Tuesday, 2 October 2012

The nature of data

At our second RDMRose training session we considered which objects could be considered 'research data'. The consensus was that anything involved in the research cycle could be considered data, whether digital or physical, even skulls in Archaeological collections or stuffed penguins in Zoological collections.

Thinking further on this, I reckon we need to qualify which objects should be considered data and which cannot, by determining whether they carry information in some form of symbol system. The Wikipedia definition is very succinct "Data are values of qualitative or quantitative variables, belonging to a set of items". 

In considering research data management best practice, research data collected in a non-digital format should be digitised and sufficient metadata collected during the process. So, it is becoming common practice to digitise lab-books, field notes, photographs, plans, and other objects, so the data they contain may be curated more effectively.

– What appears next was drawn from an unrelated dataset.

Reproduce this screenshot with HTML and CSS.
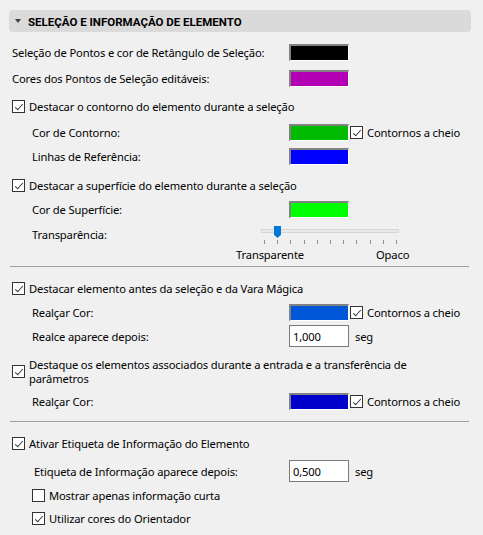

Luckily for us, all digital objects can be considered data - because they consist of binary code. Digital objects may contain noise (meaningless data) as well as signal (meaningful data) and need processing to determine what is signal and what is noise. Information may be derived from the signal, by processing (i.e. by interpretation of the data). Even a digital object containing no meaningful data, contains information - that there is no meaningful data as determined by the interpreting process.

Whether a physical object can be considered data or not, depends upon firstly, whether the object contains data that encodes information in some symbol system and secondly, the reason for its creation or collection - the purpose it is put to.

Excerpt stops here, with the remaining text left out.